→ EXERCISE DETAILS
A single run of lines is to be printed exactly: starting at the line with "Recreate this image" and ending at the line with "const disabledText = 'text-[#808080]", both included. Leave the pictures out.

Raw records

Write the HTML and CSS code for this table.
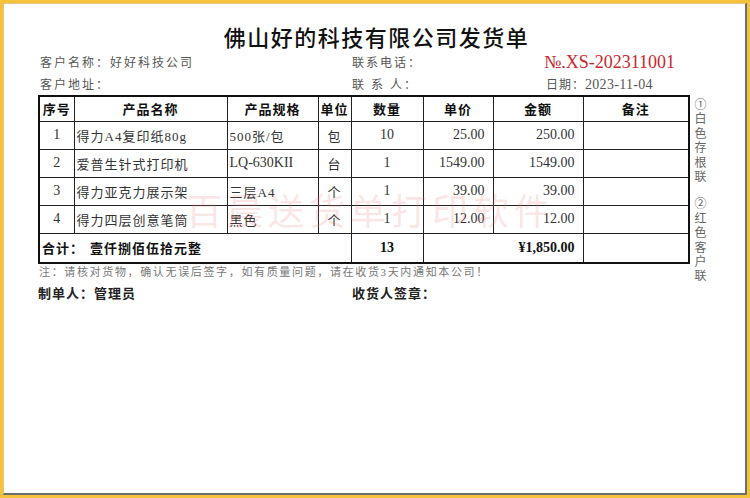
FILE: index.html
```html
<!DOCTYPE html>
<html lang="zh">
<head>
<meta charset="utf-8">
<title>发货单</title>
<link rel="stylesheet" href="styles.css">
</head>
<body>
<div class="frame">
  <div class="paper">
    <h1 class="title">佛山好的科技有限公司发货单</h1>
    <div class="info">
      <div class="info-row">
        <span class="c1">客户名称：好好科技公司</span>
        <span class="c2">联系电话：</span>
        <span class="c3 no">№.XS-202311001</span>
      </div>
      <div class="info-row">
        <span class="c1">客户地址：</span>
        <span class="c2">联&nbsp;系&nbsp;人：</span>
        <span class="c3 date">日期：<span class="num">2023-11-04</span></span>
      </div>
    </div>
    <div class="main">
      <div class="table-wrap">
        <table class="grid">
          <colgroup>
            <col class="w1"><col class="w2"><col class="w3"><col class="w4">
            <col class="w5"><col class="w6"><col class="w7"><col class="w8">
          </colgroup>
          <thead>
            <tr class="head">
              <th>序号</th><th>产品名称</th><th>产品规格</th><th>单位</th>
              <th>数量</th><th>单价</th><th>金额</th><th>备注</th>
            </tr>
          </thead>
          <tbody>
            <tr class="row">
              <td class="ctr num">1</td><td class="lft">得力A4复印纸80g</td><td class="lft">500张/包</td><td class="ctr">包</td>
              <td class="ctr num">10</td><td class="rgt num">25.00</td><td class="rgt num">250.00</td><td></td>
            </tr>
            <tr class="row">
              <td class="ctr num">2</td><td class="lft">爱普生针式打印机</td><td class="lft num">LQ-630KII</td><td class="ctr">台</td>
              <td class="ctr num">1</td><td class="rgt num">1549.00</td><td class="rgt num">1549.00</td><td></td>
            </tr>
            <tr class="row">
              <td class="ctr num">3</td><td class="lft">得力亚克力展示架</td><td class="lft">三层A4</td><td class="ctr">个</td>
              <td class="ctr num">1</td><td class="rgt num">39.00</td><td class="rgt num">39.00</td><td></td>
            </tr>
            <tr class="row">
              <td class="ctr num">4</td><td class="lft">得力四层创意笔筒</td><td class="lft">黑色</td><td class="ctr">个</td>
              <td class="ctr num">1</td><td class="rgt num">12.00</td><td class="rgt num">12.00</td><td></td>
            </tr>
            <tr class="total">
              <td colspan="4" class="lft">合计：<span class="words">壹仟捌佰伍拾元整</span></td>
              <td class="ctr num">13</td>
              <td colspan="2" class="rgt num">¥1,850.00</td>
              <td></td>
            </tr>
          </tbody>
        </table>
        <div class="watermark">百晨送货单打印软件</div>
      </div>
      <div class="side">
        <div class="side-group">①白色存根联</div>
        <div class="side-group">②红色客户联</div>
      </div>
    </div>
    <p class="note">注：请核对货物，确认无误后签字，如有质量问题，请在收货<span class="num">3</span>天内通知本公司！</p>
    <div class="sign">
      <span class="s1">制单人：管理员</span>
      <span class="s2">收货人签章：</span>
    </div>
  </div>
</div>
</body>
</html>
```

FILE: styles.css
```css
* { box-sizing: border-box; }
html, body { margin: 0; padding: 0; background: #ffffff; }
body {
  width: 750px;
  height: 498px;
  font-family: "Liberation Serif", "Noto Sans CJK SC", serif;
  color: #333;
}
.frame {
  width: 750px;
  height: 498px;
  border: 3px solid #f5c23e;
  background: #fff;
}
.paper {
  width: 100%;
  height: 100%;
  border-left: 1px solid #e6c77d;
  border-top: 1px solid #e6c77d;
  border-right: 2px solid #6e6e6e;
  border-bottom: 2px solid #6e6e6e;
  padding: 17px 0 0 34px;
}
.title {
  margin: 0;
  font-family: "Noto Sans CJK SC", sans-serif;
  font-size: 22px;
  font-weight: 500;
  line-height: 30px;
  letter-spacing: 1.5px;
  text-align: center;
  color: #111;
  padding-right: 30px;
}
.info { display: flex; flex-direction: column; }
.info-row {
  display: flex;
  height: 22px;
  align-items: center;
  font-size: 12px;
  letter-spacing: 2px;
  color: #555;
}
.info-row .c1 { width: 314px; padding-left: 2px; }
.info-row .c2 { width: 192px; }
.info-row .c3 { flex: 1; }
.no {
  color: #c8282e;
  font-size: 18px;
  letter-spacing: 0;
}
.date { letter-spacing: 1px; padding-left: 2px; }
.date .num { font-size: 14px; letter-spacing: 0.3px; }

.main { display: flex; align-items: flex-start; height: 168px; }
.table-wrap { position: relative; }
.grid {
  border-collapse: collapse;
  table-layout: fixed;
  width: 650px;
  border: 2px solid #111;
  font-size: 13px;
}
.w1 { width: 35px; } .w2 { width: 153px; } .w3 { width: 91px; } .w4 { width: 33px; }
.w5 { width: 72px; } .w6 { width: 70px; } .w7 { width: 90px; } .w8 { width: 106px; }
.grid th, .grid td {
  border: 1px solid #222;
  padding: 0;
  white-space: nowrap;
  overflow: hidden;
}
.grid th {
  height: 25px;
  font-family: "Noto Sans CJK SC", sans-serif;
  font-weight: 700;
  font-size: 13px;
  color: #111;
  text-align: center;
  letter-spacing: 1px;
}
.grid .row td { height: 28px; color: #333; letter-spacing: 1px; }
.grid .total td {
  height: 30px;
  font-weight: 700;
  color: #111;
  letter-spacing: 1px;
}
.words { margin-left: 6px; }
.ctr { text-align: center; }
.lft { text-align: left; padding-left: 2px !important; }
.rgt { text-align: right; padding-right: 8px !important; }
.grid td.num { letter-spacing: 0; font-size: 14px; }
.grid .total td.num { font-size: 14px; }

.watermark {
  position: absolute;
  left: 148px;
  top: 88px;
  font-family: "Noto Sans CJK SC", sans-serif;
  font-size: 36px;
  letter-spacing: 5px;
  color: rgba(238, 120, 120, 0.2);
  white-space: nowrap;
  pointer-events: none;
}
.side {
  margin-left: 4px;
  padding-top: 2px;
  display: flex;
  flex-direction: column;
  gap: 13px;
  font-family: "Noto Sans CJK SC", sans-serif;
  font-size: 12px;
  color: #666;
}
.side-group {
  width: 13px;
  line-height: 14.4px;
  word-break: break-all;
  text-align: center;
}
.note {
  margin: 0;
  height: 18px;
  line-height: 18px;
  font-size: 11px;
  letter-spacing: 1.65px;
  color: #777;
  padding-left: 1px;
}
.sign {
  display: flex;
  height: 22px;
  align-items: center;
  font-family: "Noto Sans CJK SC", sans-serif;
  font-weight: 700;
  font-size: 13px;
  letter-spacing: 1px;
  color: #222;
}
.sign .s1 { width: 314px; }
```
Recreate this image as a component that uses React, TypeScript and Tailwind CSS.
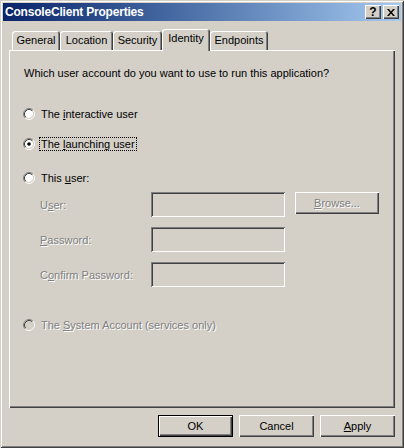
import React from 'react';

const raised = 'shadow-[inset_1px_1px_#ffffff,inset_-1px_-1px_#404040,inset_-2px_-2px_#808080]';
const sunken = 'shadow-[inset_1px_1px_#808080,inset_-1px_-1px_#ffffff,inset_2px_2px_#404040,inset_-2px_-2px_#d4d0c8]';
const disabledText = 'text-[#808080] [text-shadow:1px_1px_0_#ffffff]';

const Radio: React.FC<{ checked?: boolean; disabled?: boolean }> = ({ checked, disabled }) => (
    <svg width="12" height="12" viewBox="0 0 12 12" className="shrink-0">
        <circle cx="6" cy="6" r="4.2" fill={disabled ? '#d4d0c8' : '#ffffff'} />
        <path d="M2.11 9.89 A5.5 5.5 0 0 1 9.89 2.11" stroke="#808080" fill="none" />
        <path d="M9.89 2.11 A5.5 5.5 0 0 1 2.11 9.89" stroke="#ffffff" fill="none" />
        <path d="M2.82 9.18 A4.5 4.5 0 0 1 9.18 2.82" stroke="#404040" fill="none" />
        <path d="M9.18 2.82 A4.5 4.5 0 0 1 2.82 9.18" stroke="#d4d0c8" fill="none" />
        {checked && <circle cx="6" cy="6" r="1.8" fill="#000000" />}
    </svg>
);

const RadioRow: React.FC<{ children: React.ReactNode; checked?: boolean; disabled?: boolean; focused?: boolean; className?: string }> = ({ children, checked, disabled, focused, className }) => (
    <div className={`flex items-center h-[16px] pl-[14px] ${className || ''}`}>
        <Radio checked={checked} disabled={disabled} />
        <span className={`ml-[4px] px-[1px] h-[14px] leading-[12px] border border-dotted ${focused ? 'border-black' : 'border-transparent'} ${disabled ? disabledText : ''}`}>
            {children}
        </span>
    </div>
);

const FieldRow: React.FC<{ label: React.ReactNode; browse?: boolean; className?: string }> = ({ label, browse, className }) => (
    <div className={`flex items-start pl-[31px] ${className || ''}`}>
        <span className={`w-[111px] h-[24px] pt-[3px] flex items-center ${disabledText}`}>{label}</span>
        <div className={`w-[134px] h-[25px] bg-[#d4d0c8] ${sunken}`} />
        {browse && (
            <div className={`ml-[10px] w-[84px] h-[22px] flex items-center justify-center ${raised} ${disabledText}`}>
                <span><u>B</u>rowse...</span>
            </div>
        )}
    </div>
);

const tabs = [
    { name: 'General', w: 'w-[48px]' },
    { name: 'Location', w: 'w-[53px]' },
    { name: 'Security', w: 'w-[49px]' },
    { name: 'Identity', w: 'w-[48px]', active: true },
    { name: 'Endpoints', w: 'w-[58px]' },
];

export default function App() {
    return (
        <div className="w-[404px] h-[448px] bg-[#d4d0c8] p-[3px] flex flex-col text-black text-[11px] shadow-[inset_1px_1px_#d4d0c8,inset_-1px_-1px_#404040,inset_2px_2px_#ffffff,inset_-2px_-2px_#808080]" style={{ fontFamily: '"Liberation Sans", Arial, sans-serif' }}>
            {/* title bar */}
            <div className="h-[18px] flex items-center pl-[2px] pr-[2px] bg-gradient-to-r from-[#0a246a] to-[#a6caf0]">
                <span className="flex-1 text-white font-bold text-[12px] leading-[18px] tracking-[-0.2px]">ConsoleClient Properties</span>
                <div className={`w-[16px] h-[14px] bg-[#d4d0c8] flex items-center justify-center font-bold text-[12px] leading-none ${raised}`}>?</div>
                <div className={`ml-[2px] w-[16px] h-[14px] bg-[#d4d0c8] flex items-center justify-center ${raised}`}>
                    <svg width="8" height="7" viewBox="0 0 8 7">
                        <path d="M0 0h2l2 2.5L6 0h2L5 3.5 8 7H6L4 4.5 2 7H0l3-3.5z" fill="#000" />
                    </svg>
                </div>
            </div>

            <div className="flex-1 flex flex-col px-[6px] pt-[8px] pb-[8px]">
                {/* tabs */}
                <div className="h-[21px] flex items-end pl-[3px]">
                    {tabs.map(t => (
                        <div
                            key={t.name}
                            className={`${t.w} flex items-center justify-center rounded-t-[3px] bg-[#d4d0c8] shadow-[inset_1px_1px_#ffffff,inset_-1px_0_#404040,inset_-2px_0_#808080] ${t.active ? 'relative z-10 h-[22px] -mb-px pb-[3px]' : 'h-[19px]'}`}
                        >
                            {t.name}
                        </div>
                    ))}
                </div>

                {/* panel */}
                <div className={`h-[358px] flex flex-col pt-[16px] ${raised}`}>
                    <div className="h-[14px] leading-[14px] pl-[15px]">Which user account do you want to use to run this application?</div>
                    <RadioRow className="mt-[26px]">The <u>i</u>nteractive user</RadioRow>
                    <RadioRow className="mt-[14px]" checked focused>The <u>l</u>aunching user</RadioRow>
                    <RadioRow className="mt-[18px]">This <u>u</u>ser:</RadioRow>
                    <FieldRow className="mt-[6px]" label={<span>U<u>s</u>er:</span>} browse />
                    <FieldRow className="mt-[10px]" label={<span><u>P</u>assword:</span>} />
                    <FieldRow className="mt-[10px]" label={<span>C<u>o</u>nfirm Password:</span>} />
                    <RadioRow className="mt-[30px]" disabled>The <u>S</u>ystem Account (services only)</RadioRow>
                </div>

                {/* buttons */}
                <div className="mt-[7px] flex justify-end gap-[6px]">
                    <div className="w-[75px] h-[22px] border border-black flex items-center justify-center shadow-[inset_1px_1px_#ffffff,inset_-1px_-1px_#404040,inset_-2px_-2px_#808080]">OK</div>
                    <div className={`w-[75px] h-[22px] flex items-center justify-center ${raised}`}>Cancel</div>
                    <div className={`w-[75px] h-[22px] flex items-center justify-center ${raised}`}><span><u>A</u>pply</span></div>
                </div>
            </div>
        </div>
    );
}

→ EXERCISE OUTPUT
Recreate this image as a component that uses React, TypeScript and Tailwind CSS.
import React from 'react';

const raised = 'shadow-[inset_1px_1px_#ffffff,inset_-1px_-1px_#404040,inset_-2px_-2px_#808080]';
const sunken = 'shadow-[inset_1px_1px_#808080,inset_-1px_-1px_#ffffff,inset_2px_2px_#404040,inset_-2px_-2px_#d4d0c8]';
const disabledText = 'text-[#808080] [text-shadow:1px_1px_0_#ffffff]';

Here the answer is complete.